Weihnachten wie Karneval

In Melbourne wurde die junge St. Stefanerin, die vor ihrer großen Reise in der damaligen Papierfabrik in Leoben-Hinterberg arbeitete, schon sehnsüchtig von ihrem Verlobten erwartet. „Mich an die dortige Hitze zu gewöhnen, war wohl eine der größten Herausforderungen, und eine Riesenumstellung war in diesem Zusammenhang auch, dass Weihnachten bei hohen Temperaturen im Sommer und mehr wie Karneval als ein besinnliches Fest gefeiert wurde. Ansonsten hatte ich aber kein besonders großes Heimweh. Ich war viel zu beschäftigt, mich in der neuen Heimat einzuleben, die Sprache zu erlernen, unser Haus herzurichten und im Geschäft eines Nachbarn aufzuräumen“, erzählt die 84-Jährige, die sich auch erinnert, dass viele Australier anfangs nicht so freundlich waren, sobald sie bemerkten, dass das Englisch nicht so gut war. Nicht lange nach ihrer Ankunft fand die Hochzeit statt, 1962 kam mit Caroline das erste von vier Kindern zur Welt. Mittlerweile ist Anni Moesengruber elffache Großmutter und frischgebackene Urgroßmutter der kleinen Georgia.

Erster Heimatbesuch

1972, nach zwölf langen Jahren, stand der erste Heimatbesuch an. „Caroline war damals schon zehn Jahre alt, Amanda sechs und Peter drei Jahre, als meine Familie in Leoben zum ersten Mal unsere Kinder sah. Mittels Fotos und Briefen ließ ich bis dahin meine Eltern und Geschwister an meinem Leben in Australien teilhaben.“ In Abständen von mehreren Jahren besuchte Anni Moesengruber, deren Mann vor einigen Jahren verstarb, künftig immer wieder ihre Lieben in Österreich. Das letzte Mal vor vier Jahren. In Naracoorte ist sie nach wie vor sehr aktiv und ins Gemeindeleben eingebunden. Seit 30 Jahren ist sie für die "Vincent de Paul"-Gesellschaft tätig, die Menschen in Not hilft. „Ich sortiere etwa gebrauchte Kleidung und Geschirr oder versehe  Waren mit Preisen. Es macht mir große Freude, dreimal pro Woche im Vincent de Paul-Geschäft zu stehen.
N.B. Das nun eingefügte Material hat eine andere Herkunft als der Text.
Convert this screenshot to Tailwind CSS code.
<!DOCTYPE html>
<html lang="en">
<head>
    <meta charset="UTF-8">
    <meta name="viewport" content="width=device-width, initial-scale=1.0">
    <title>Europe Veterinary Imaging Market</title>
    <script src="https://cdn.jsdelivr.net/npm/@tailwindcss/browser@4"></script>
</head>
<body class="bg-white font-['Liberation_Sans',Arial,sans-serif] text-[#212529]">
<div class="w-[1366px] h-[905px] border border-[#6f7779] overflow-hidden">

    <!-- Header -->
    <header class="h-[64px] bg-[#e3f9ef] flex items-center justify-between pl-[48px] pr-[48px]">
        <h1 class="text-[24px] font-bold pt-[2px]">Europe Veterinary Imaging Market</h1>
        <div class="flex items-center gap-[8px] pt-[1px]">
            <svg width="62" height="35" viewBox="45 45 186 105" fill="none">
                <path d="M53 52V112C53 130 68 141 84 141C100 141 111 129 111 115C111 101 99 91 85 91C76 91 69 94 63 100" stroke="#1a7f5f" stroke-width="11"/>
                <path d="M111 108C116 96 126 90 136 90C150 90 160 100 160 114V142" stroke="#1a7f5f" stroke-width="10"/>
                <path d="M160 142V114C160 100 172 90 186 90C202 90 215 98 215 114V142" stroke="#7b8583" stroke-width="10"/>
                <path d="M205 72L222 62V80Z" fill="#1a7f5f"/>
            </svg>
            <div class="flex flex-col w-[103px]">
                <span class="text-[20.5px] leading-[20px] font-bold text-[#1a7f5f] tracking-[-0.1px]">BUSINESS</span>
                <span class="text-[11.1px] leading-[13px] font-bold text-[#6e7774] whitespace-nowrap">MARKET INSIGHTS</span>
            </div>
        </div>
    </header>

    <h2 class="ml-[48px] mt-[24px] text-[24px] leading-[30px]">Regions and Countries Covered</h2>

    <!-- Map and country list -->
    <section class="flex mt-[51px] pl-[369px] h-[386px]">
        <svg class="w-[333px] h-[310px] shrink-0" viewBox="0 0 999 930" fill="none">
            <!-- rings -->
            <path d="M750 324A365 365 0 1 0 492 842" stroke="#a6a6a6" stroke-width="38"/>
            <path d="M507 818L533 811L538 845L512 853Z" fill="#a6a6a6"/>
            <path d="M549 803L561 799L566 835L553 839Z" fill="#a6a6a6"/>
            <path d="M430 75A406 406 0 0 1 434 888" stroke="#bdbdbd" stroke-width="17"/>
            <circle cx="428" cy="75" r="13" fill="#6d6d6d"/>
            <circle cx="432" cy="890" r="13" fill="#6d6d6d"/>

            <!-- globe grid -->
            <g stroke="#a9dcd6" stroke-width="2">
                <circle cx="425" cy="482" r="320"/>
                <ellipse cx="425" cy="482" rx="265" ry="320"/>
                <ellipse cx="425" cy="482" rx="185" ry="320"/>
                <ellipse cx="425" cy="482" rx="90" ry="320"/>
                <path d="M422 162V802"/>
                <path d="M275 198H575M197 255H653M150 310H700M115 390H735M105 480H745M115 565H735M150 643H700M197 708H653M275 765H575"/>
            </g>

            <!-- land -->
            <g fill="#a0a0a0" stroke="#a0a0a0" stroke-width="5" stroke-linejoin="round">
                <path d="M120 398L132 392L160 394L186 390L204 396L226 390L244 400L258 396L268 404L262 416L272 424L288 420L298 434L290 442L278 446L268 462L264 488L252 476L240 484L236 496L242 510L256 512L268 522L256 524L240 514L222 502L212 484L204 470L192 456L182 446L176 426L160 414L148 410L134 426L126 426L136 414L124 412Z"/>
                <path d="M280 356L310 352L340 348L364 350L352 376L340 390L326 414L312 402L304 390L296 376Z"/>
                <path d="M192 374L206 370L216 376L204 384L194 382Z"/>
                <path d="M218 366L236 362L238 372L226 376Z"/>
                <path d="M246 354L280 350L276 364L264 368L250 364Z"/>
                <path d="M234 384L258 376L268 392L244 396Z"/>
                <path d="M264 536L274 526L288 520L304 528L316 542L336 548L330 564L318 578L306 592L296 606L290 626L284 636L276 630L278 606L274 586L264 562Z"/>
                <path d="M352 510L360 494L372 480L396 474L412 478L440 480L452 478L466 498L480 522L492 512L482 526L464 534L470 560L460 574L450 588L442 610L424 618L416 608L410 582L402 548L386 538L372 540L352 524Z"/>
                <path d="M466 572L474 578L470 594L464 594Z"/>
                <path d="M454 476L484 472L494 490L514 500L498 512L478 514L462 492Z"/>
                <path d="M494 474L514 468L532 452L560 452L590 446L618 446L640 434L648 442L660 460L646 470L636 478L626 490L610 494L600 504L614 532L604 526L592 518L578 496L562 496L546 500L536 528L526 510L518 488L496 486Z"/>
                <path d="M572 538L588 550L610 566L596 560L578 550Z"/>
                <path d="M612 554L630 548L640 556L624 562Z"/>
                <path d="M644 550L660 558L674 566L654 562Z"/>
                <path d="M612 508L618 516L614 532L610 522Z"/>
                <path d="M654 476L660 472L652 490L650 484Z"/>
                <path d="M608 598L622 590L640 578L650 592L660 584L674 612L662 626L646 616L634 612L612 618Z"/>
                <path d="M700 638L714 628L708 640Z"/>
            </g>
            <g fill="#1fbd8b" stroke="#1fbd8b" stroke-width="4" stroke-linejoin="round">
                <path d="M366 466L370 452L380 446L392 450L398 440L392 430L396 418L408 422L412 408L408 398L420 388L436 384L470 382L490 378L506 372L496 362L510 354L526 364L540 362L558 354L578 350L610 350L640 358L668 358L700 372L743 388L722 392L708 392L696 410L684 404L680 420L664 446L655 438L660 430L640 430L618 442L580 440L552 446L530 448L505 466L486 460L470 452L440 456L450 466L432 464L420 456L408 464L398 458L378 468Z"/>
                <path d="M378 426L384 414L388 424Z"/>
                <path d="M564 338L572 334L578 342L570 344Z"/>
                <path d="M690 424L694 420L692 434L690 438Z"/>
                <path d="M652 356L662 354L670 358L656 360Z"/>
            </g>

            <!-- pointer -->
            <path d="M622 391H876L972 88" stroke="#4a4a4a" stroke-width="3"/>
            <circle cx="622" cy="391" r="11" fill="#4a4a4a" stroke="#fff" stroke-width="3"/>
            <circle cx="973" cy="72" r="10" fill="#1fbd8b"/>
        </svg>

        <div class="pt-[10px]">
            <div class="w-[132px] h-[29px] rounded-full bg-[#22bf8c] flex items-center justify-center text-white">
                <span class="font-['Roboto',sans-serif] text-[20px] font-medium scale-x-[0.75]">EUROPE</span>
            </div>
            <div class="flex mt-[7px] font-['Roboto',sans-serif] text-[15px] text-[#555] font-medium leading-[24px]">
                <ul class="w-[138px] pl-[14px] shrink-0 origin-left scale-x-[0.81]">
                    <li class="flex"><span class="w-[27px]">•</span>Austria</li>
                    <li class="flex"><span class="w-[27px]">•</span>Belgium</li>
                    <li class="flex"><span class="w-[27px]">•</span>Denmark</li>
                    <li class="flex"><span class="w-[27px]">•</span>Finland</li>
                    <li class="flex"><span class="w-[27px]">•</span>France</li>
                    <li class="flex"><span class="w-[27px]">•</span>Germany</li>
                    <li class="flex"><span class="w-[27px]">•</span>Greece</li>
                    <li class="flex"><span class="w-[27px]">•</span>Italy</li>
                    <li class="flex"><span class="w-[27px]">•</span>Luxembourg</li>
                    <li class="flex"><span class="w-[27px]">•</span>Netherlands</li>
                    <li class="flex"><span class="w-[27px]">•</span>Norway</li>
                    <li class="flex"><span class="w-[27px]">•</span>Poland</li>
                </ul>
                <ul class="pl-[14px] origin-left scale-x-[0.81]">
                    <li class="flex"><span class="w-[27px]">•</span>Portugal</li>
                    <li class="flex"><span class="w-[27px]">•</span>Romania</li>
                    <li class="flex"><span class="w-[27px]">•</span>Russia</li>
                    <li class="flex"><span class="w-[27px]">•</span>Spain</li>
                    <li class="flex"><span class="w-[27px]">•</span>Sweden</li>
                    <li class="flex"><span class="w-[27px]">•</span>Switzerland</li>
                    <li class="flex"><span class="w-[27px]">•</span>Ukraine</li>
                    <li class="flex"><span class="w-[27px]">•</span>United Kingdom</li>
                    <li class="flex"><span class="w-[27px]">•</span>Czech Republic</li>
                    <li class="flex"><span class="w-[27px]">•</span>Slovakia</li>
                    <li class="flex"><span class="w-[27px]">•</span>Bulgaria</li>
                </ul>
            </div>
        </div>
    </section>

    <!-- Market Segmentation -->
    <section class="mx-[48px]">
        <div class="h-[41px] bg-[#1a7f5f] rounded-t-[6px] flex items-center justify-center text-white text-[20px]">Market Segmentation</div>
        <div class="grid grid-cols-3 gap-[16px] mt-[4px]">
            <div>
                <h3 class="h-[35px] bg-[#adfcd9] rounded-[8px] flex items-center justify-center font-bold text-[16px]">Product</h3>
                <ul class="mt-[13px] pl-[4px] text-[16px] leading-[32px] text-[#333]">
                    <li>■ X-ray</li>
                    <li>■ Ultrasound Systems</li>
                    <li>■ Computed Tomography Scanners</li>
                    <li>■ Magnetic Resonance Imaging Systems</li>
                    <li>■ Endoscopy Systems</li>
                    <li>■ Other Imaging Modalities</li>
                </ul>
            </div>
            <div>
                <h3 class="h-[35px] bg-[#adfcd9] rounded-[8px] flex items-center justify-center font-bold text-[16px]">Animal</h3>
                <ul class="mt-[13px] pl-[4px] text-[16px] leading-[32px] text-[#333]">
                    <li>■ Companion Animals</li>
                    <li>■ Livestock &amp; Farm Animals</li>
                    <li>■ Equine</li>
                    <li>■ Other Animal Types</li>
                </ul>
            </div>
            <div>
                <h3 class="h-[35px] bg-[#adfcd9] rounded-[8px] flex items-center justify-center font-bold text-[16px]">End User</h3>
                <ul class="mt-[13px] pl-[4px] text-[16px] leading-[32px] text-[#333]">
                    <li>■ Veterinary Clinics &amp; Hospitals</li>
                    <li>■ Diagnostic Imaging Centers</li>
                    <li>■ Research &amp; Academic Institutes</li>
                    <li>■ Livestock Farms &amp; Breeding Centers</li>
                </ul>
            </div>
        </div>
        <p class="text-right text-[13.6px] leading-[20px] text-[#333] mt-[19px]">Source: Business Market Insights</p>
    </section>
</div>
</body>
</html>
Langeweile kenne ich nicht. Auch im Garten, im Haus, für die Familie und mit Freunden ist immer etwas zu tun“, sagt sie.

Die Heimat am Teller

Den Kontakt zu ihren noch verbliebenen Geschwistern im Bezirk Leoben hält sie mittels Telefonaten und Briefen oder über das Internet ihrer Kinder aufrecht. Österreich holt sie sich nach wie vor „auf den Teller“, wenn sie nämlich Wiener Schnitzel oder Kaiserschmarren kocht. Leider sei das Fleisch in Australien nicht vergleichbar mit österreichischem. „Ich denke natürlich sehr oft an die Steiermark und ich vermisse die Familie. Heimat vergisst man nie. Australien ist jetzt aber zu meiner zweiten Heimat geworden und ich habe es nie bereut, ausgewandert zu sein.“

Enkel läuft für Österreich

Übrigens: Anni Moesengrubers Enkel Brenton Rowe, der auch die österreichische Staatsbürgerschaft besitzt, läuft seit 2011 als Mittelstreckenläufer im Österreichischen Leichtathletik Verband für Österreich und konnte bereits zahlreiche Siege für sich und das Heimatland seiner Großmutter verbuchen. Der 30-Jährige lebt mit seiner Frau Lauren im australischen Geelong.